I guess I'm thinking in terms of like visceral understanding versus intellectual understanding.
You know, I mean, I can operate in a consistent way with various types of infinity. So to that extent,
I think a pretty ordinary mind can comprehend it in an operational way.
But can you really absorb it in your bones?
Well, I don't know.
It's through the ages.
This has been something that has inspired all kinds of feelings in people.
Dread, you know, the fear of bottomless pits and the abyss.
I mean, some people say that you can go crazy thinking about infinity, you know,
like that you really shouldn't go there.
So I don't know.
I mean, it's tempting to say, no, no human finite mind.
can really comprehend infinity, but I don't really know what that means.
Mathematically, it feels like we know how to operate with it.
My claim is that, you know, I'm not really that worried about, you know, Alpha Zero,
alpha infinity, whatever.
I'm not worried if computers can beat human beings at chess.
That actually doesn't concern me or I don't think about that as an important question
because it's true.
But I wonder, can a computer create chess?
Can a computer create the game of Go?
In other words, can it come up with the idea of infinity?
I don't think it can.
I think it's something unique about human beings,
and that's why, to me, Stephen, calculus is a uniquely human, you know,
as the old, someone once said, some mathematician, you'll correct me,
that, you know, God made the integers and all the rest is mentioned, Verk.
But I think, but only humans could come up with calculus.
Just like I think only humans could come up with general relativity.
Only humans can come up with things that are derivatives of calculus.
No computer can't.
Do you agree?
Doesn't sound right to me.
Yeah, I doubt that's true.
Just on principle, because I don't believe there's anything fundamentally mysterious about us.
When I say here the word fundamentally is doing a lot of the work.
So, in other words, I'm a completely materialist person when it comes to this sort of thing.
To me, we're not that different from the machines.
We're made of atoms that came from stars.
you know, we're organized much more brilliantly and in a sophisticated way than any computer for now.
So, of course, we pat ourselves on the back that we're much, you know, no computer could ever do what we do.
But we've been saying this for a long time and we keep moving the goalposts.
You know, it used to be no computer would ever beat us at chess.
Now that they've done that, we regard that as a trivial activity.
You know, so now we say no computer can recognize a woman pushing a baby carriage across the
street.

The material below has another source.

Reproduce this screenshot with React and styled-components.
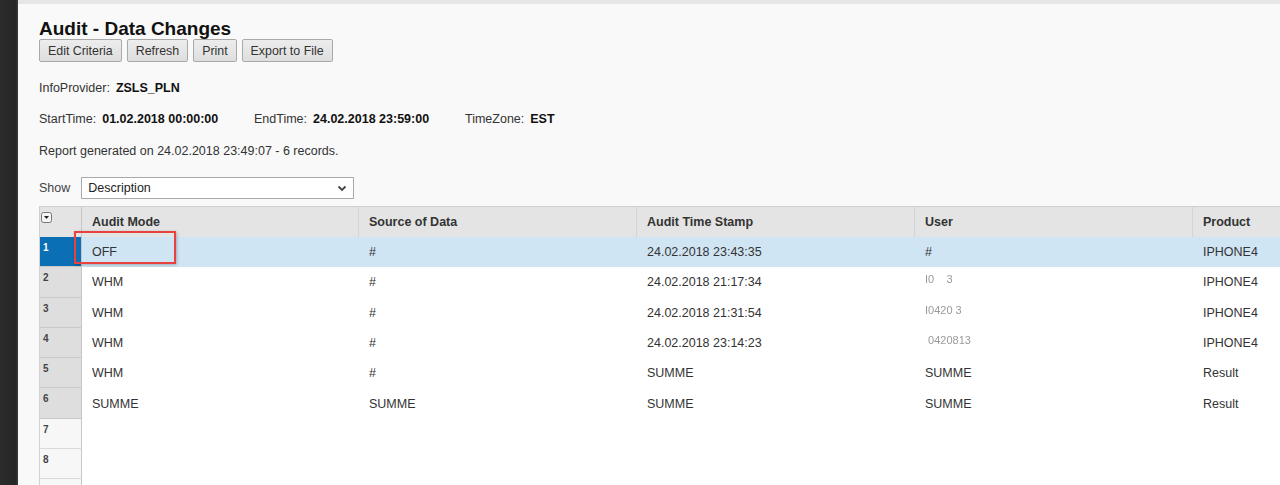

They're still terrible at pattern recognition, but they're going to solve that too pretty
soon. I mean, I'm, I guess, well, like an optimist. Of course, it could be real trouble,
but I sort of think that computers in principle should be able to do everything we do because we're
made of the same stuff, and I don't think there's anything extra in us. They're faster. They have
better memories. You know, they're just not there yet. So, but if I'm wrong about that,
which of course is quite possible, if there's something like soul,
or, you know, a fundamental thing that makes us human, like some spirit of God in us.

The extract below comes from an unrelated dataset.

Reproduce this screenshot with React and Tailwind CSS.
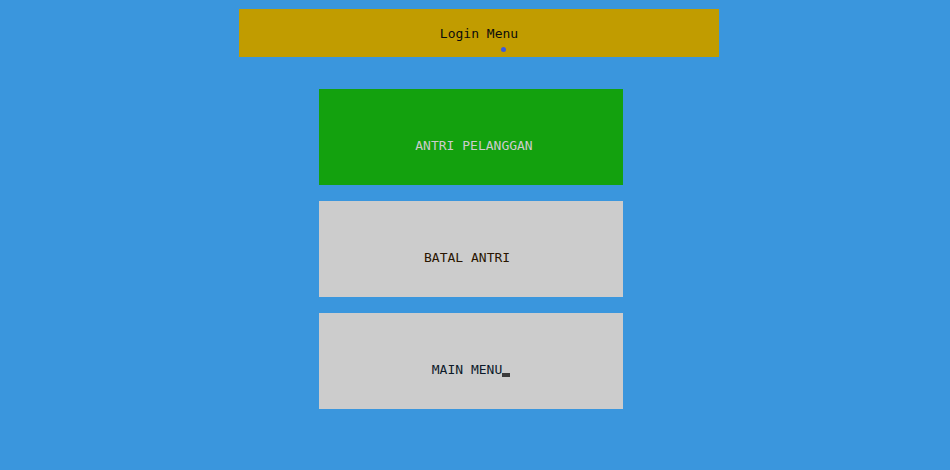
export default function App() {
  const mono = { fontFamily: '"DejaVu Sans Mono", "Liberation Mono", monospace' };

  return (
    <div className="min-h-[470px] w-full bg-[#3a96dd] flex flex-col pt-[9px]" style={mono}>
      {/* Header */}
      <div className="relative ml-[239px] w-[480px] h-[48px] bg-[#c19c00] flex items-center justify-center pt-[2px] text-[13px] text-[#0c0c0c]">
        Login Menu
        <span className="absolute left-[262px] top-[38px] w-[5px] h-[5px] rounded-full bg-[#3b5bdb]"></span>
      </div>

      {/* Menu */}
      <div className="ml-[319px] mt-[32px] flex flex-col gap-4">
        <div className="w-[304px] h-[96px] bg-[#13a10e] flex items-center justify-center pt-[18px] pl-[6px] text-[13px] text-[#cccccc]">
          ANTRI PELANGGAN
        </div>
        <div className="w-[304px] h-[96px] bg-[#cccccc] flex items-center justify-center pt-[18px] text-[13px] text-[#2a1500] whitespace-pre">
          {'BATAL ANTRI '}
        </div>
        <div className="w-[304px] h-[96px] bg-[#cccccc] flex items-center justify-center pt-[18px] text-[13px] text-[#0c1a2a]">
          MAIN MENU
          <span className="inline-block w-[8px] h-[4px] bg-[#3a3a3a] mt-[10px]"></span>
        </div>
      </div>
    </div>
  );
}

Like if you're a Christian, I don't know if the Holy Spirit would come into play here,
but something that's ineffable beyond pure, beyond physics, then, sure, then computers will not be
able to do it because presumably they don't have what we have.

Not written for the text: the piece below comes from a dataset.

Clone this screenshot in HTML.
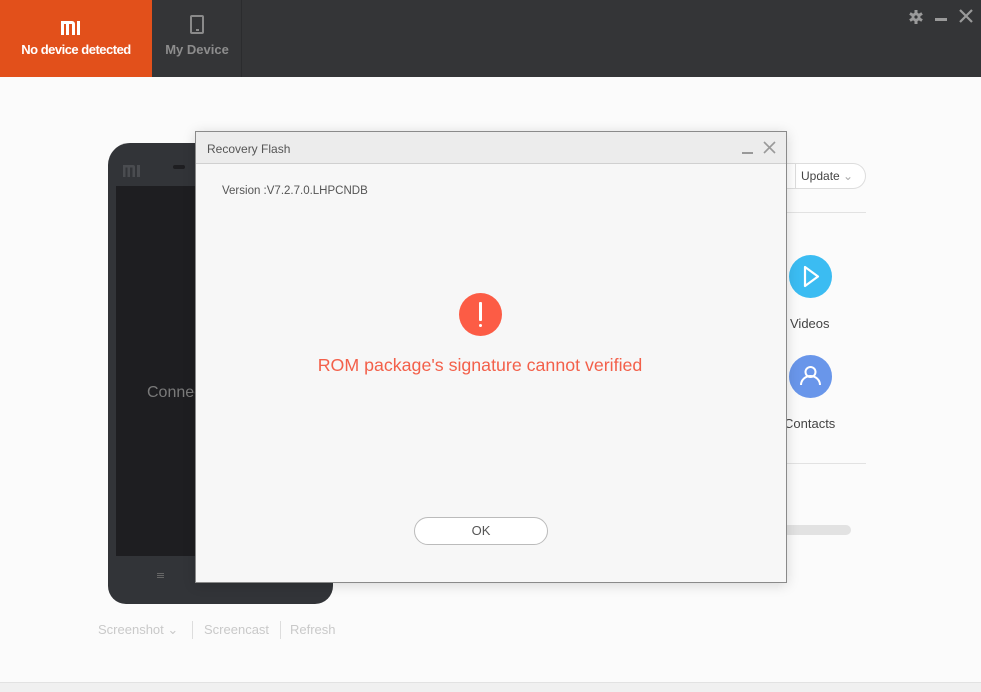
<!DOCTYPE html>
<html><head><meta charset="utf-8"><style>
*{margin:0;padding:0;box-sizing:border-box}
body{width:981px;height:692px;background:#fbfbfb;position:relative;overflow:hidden;font-family:"Liberation Sans",sans-serif}
.abs{position:absolute}
</style></head><body>
<div class="abs" style="left:0;top:0;width:981px;height:77px;background:#343537"></div>
<div class="abs" style="left:0;top:0;width:152px;height:77px;background:#e2501b"></div>
<div class="abs" style="left:61px;top:21px;width:19px;height:14px">
<svg width="19" height="14"><path d="M0 0h11a3 3 0 0 1 3 3v11h-3v-11h-3v11h-3v-11h-2v11h-3z M16 0h3v14h-3z" fill="#fff"/></svg></div>
<div class="abs" style="left:0;top:42px;width:152px;text-align:center;color:#fff;font-weight:bold;font-size:13px;letter-spacing:-0.5px">No device detected</div>
<div class="abs" style="left:241px;top:0;width:1px;height:77px;background:#2b2c2e"></div>
<div class="abs" style="left:190px;top:15px;width:14px;height:19px;border:2px solid #8a8a8a;border-radius:2px"></div>
<div class="abs" style="left:196px;top:29px;width:3px;height:2px;background:#8a8a8a"></div>
<div class="abs" style="left:152px;top:42px;width:90px;text-align:center;color:#8d8d8d;font-weight:bold;font-size:13px">My Device</div>
<svg class="abs" style="left:908px;top:9px" width="16" height="16" viewBox="0 0 16 16"><g fill="#9a9a9a"><circle cx="8" cy="8" r="4.5"/><rect x="6.5" y="1" width="3" height="14"/><rect x="6.5" y="1" width="3" height="14" transform="rotate(60 8 8)"/><rect x="6.5" y="1" width="3" height="14" transform="rotate(-60 8 8)"/></g><circle cx="8" cy="8" r="1.6" fill="#343537"/></svg>
<div class="abs" style="left:935px;top:18px;width:12px;height:3px;background:#9a9a9a"></div>
<svg class="abs" style="left:959px;top:9px" width="14" height="14"><path d="M1 1L13 13M13 1L1 13" stroke="#9a9a9a" stroke-width="2.2"/></svg>

<div class="abs" style="left:108px;top:143px;width:225px;height:461px;background:#323438;border-radius:22px 22px 18px 18px"></div>
<div class="abs" style="left:116px;top:186px;width:210px;height:370px;background:#1e1e21"></div>
<div class="abs" style="left:123px;top:164px;width:17px;height:12px"><svg width="17" height="12"><path d="M0 0h10a2 2 0 0 1 2 2v10h-2.5v-9.5h-2.5v9.5h-2.5v-9.5h-2v9.5h-2.5z M14 0h3v12h-3z" fill="#4a4c50"/></svg></div>
<div class="abs" style="left:173px;top:165px;width:12px;height:4px;border-radius:2px;background:#1e1e21"></div>
<div class="abs" style="left:147px;top:384px;color:#7a7a7a;font-size:16px">Connect</div>
<div class="abs" style="left:157px;top:573px;width:7px;height:5px;border-top:1px solid #666;border-bottom:1px solid #666"></div>
<div class="abs" style="left:157px;top:575px;width:7px;height:1px;background:#666"></div>
<div class="abs" style="left:98px;top:622px;color:#c9c9c9;font-size:13px">Screenshot ⌄</div>
<div class="abs" style="left:192px;top:621px;width:1px;height:18px;background:#ddd"></div>
<div class="abs" style="left:204px;top:622px;color:#c9c9c9;font-size:13px">Screencast</div>
<div class="abs" style="left:280px;top:621px;width:1px;height:18px;background:#ddd"></div>
<div class="abs" style="left:290px;top:622px;color:#c9c9c9;font-size:13px">Refresh</div>

<div class="abs" style="left:760px;top:163px;width:106px;height:26px;border:1px solid #ddd;border-left:none;border-radius:0 13px 13px 0;background:#fff"></div>
<div class="abs" style="left:795px;top:163px;width:1px;height:26px;background:#ddd"></div>
<div class="abs" style="left:801px;top:169px;color:#444;font-size:12px">Update <span style="color:#aaa">⌄</span></div>
<div class="abs" style="left:760px;top:212px;width:106px;height:1px;background:#e2e2e2"></div>
<div class="abs" style="left:789px;top:255px;width:43px;height:43px;border-radius:50%;background:#3bbcf2"></div>
<svg class="abs" style="left:789px;top:255px" width="43" height="43"><path d="M16 12L29 21.5L16 31Z" fill="none" stroke="#fff" stroke-width="2.2" stroke-linejoin="round"/></svg>
<div class="abs" style="left:790px;top:316px;color:#444;font-size:13px">Videos</div>
<div class="abs" style="left:789px;top:355px;width:43px;height:43px;border-radius:50%;background:#6996ea"></div>
<svg class="abs" style="left:789px;top:355px" width="43" height="43"><circle cx="21.5" cy="17" r="5" fill="none" stroke="#fff" stroke-width="2"/><path d="M12 30a9.5 9 0 0 1 19 0" fill="none" stroke="#fff" stroke-width="2"/></svg>
<div class="abs" style="left:784px;top:416px;color:#444;font-size:13px">Contacts</div>
<div class="abs" style="left:760px;top:463px;width:106px;height:1px;background:#e2e2e2"></div>
<div class="abs" style="left:760px;top:525px;width:91px;height:10px;border-radius:5px;background:#e2e2e2"></div>

<div class="abs" style="left:0;top:682px;width:981px;height:10px;background:#f0f0f0;border-top:1px solid #e2e2e2"></div>

<div class="abs" style="left:195px;top:131px;width:592px;height:452px;background:#f7f7f7;border:1px solid #8a8a8a;box-shadow:0 2px 12px rgba(0,0,0,0.15)"></div>
<div class="abs" style="left:196px;top:132px;width:590px;height:32px;background:#ececec;border-bottom:1px solid #d0d0d0"></div>
<div class="abs" style="left:207px;top:142px;color:#555;font-size:12px">Recovery Flash</div>
<div class="abs" style="left:742px;top:152px;width:11px;height:1.5px;background:#999"></div>
<svg class="abs" style="left:763px;top:141px" width="13" height="13"><path d="M1 1L12 12M12 1L1 12" stroke="#999" stroke-width="1.6"/></svg>
<div class="abs" style="left:222px;top:185px;color:#555;font-size:11.5px">Version :V7.2.7.0.LHPCNDB</div>
<div class="abs" style="left:459px;top:293px;width:43px;height:43px;border-radius:50%;background:#fc5c45"></div>
<div class="abs" style="left:479px;top:302px;width:3px;height:19px;background:#fff;border-radius:1px"></div>
<div class="abs" style="left:479px;top:324px;width:3px;height:3px;background:#fff;border-radius:50%"></div>
<div class="abs" style="left:180px;top:355px;width:600px;text-align:center;color:#f3604a;font-size:17.8px">ROM package's signature cannot verified</div>
<div class="abs" style="left:414px;top:517px;width:134px;height:28px;border:1px solid #bbb;border-radius:14px;background:#fff;text-align:center;line-height:26px;color:#555;font-size:13px">OK</div>
</body></html>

But I don't believe any of that.
I think we're made of star stuff like everything else.
It's interesting.
I wasn't thinking to go there, at least.
not this soon in the podcast.
Because, yeah, talk about God and all these.
I love that you do and that you did.
I was thinking more practically because you say something so brilliant in this book.
You say when you see like an infinite, like when you see pie, I used to think of it as geometry,
but you say, no, it's calculus.
No, it is.
And I used to think natural logarithm.
You say, no, think calculus.
And I think just in a practical standpoint, you know, one third, you can't represent that unless you had an infinite computer, right?
So the five-third is perfectly fine if you work with fractions.
Right.
But if you want to start converting into decimals, that's the thing.
Because of being ten-fingered creatures, we like to massage our representations of numbers into this decimal format.
Yeah, one-third doesn't play that well with decimals because it forces you to take infinitely many threes after the decimal point.
But, you know, you get used to that.
And also, in the spirit of physics, if you just want to go.
good approximation to one-third. You take as many threes after the decimal point as you need and say
good enough. And actually, it doesn't take that many to get an approximation better than, you know,
the scale of the plonk length or whatever we think the smallest amount of space or time will be in
physics. So for all practical purposes, you could compute very well with, I mean, I make that little
calculation in the book that if you measure the length of the biggest thing we know, say the
diameter of the known universe, something you've thought about, I know, and you taught me about,
actually. I was surprised, actually, when you told me it's more than two times the, you know,
it's not just the age of the universe, times the speed of light, times two. Because what? Because
inflation was going so fast at the beginning? Or even if there was an inflation, just the expansion
of space itself is taking place independently of time or can take place. I guess because no
signals are getting sent. There's no speed limit or. That's right. But anyway, we're off in a different place
there. But anyway, the basic
point was, I think, still correct, that
if you measure this whole size of the
universe, its diameter in
terms of the smallest distance we know,
the Planck scale of quantum
gravity, you need something like
60 digits.
So, in other words,
talking about pie that's now computed to
50 trillion digits,
you know, is big overkill
if you just want practical things.
But on the other end, if you just want to think about,
that's why real numbers are so
unreal.
There's nothing in reality that corresponds to real numbers, but yet they're mathematically very
beautiful.
You can't really do calculus without them.
Right.
So you would think that, I'm surprised in some ways that you would think that a computer, I think
of things, maybe it's because of your, you know, just profound expertise in applied mathematics,
but in the pure mathematical sense, and again, just because you're not a pure mathematician,
doesn't mean that you don't know infinitely more than I do about pure mathematics.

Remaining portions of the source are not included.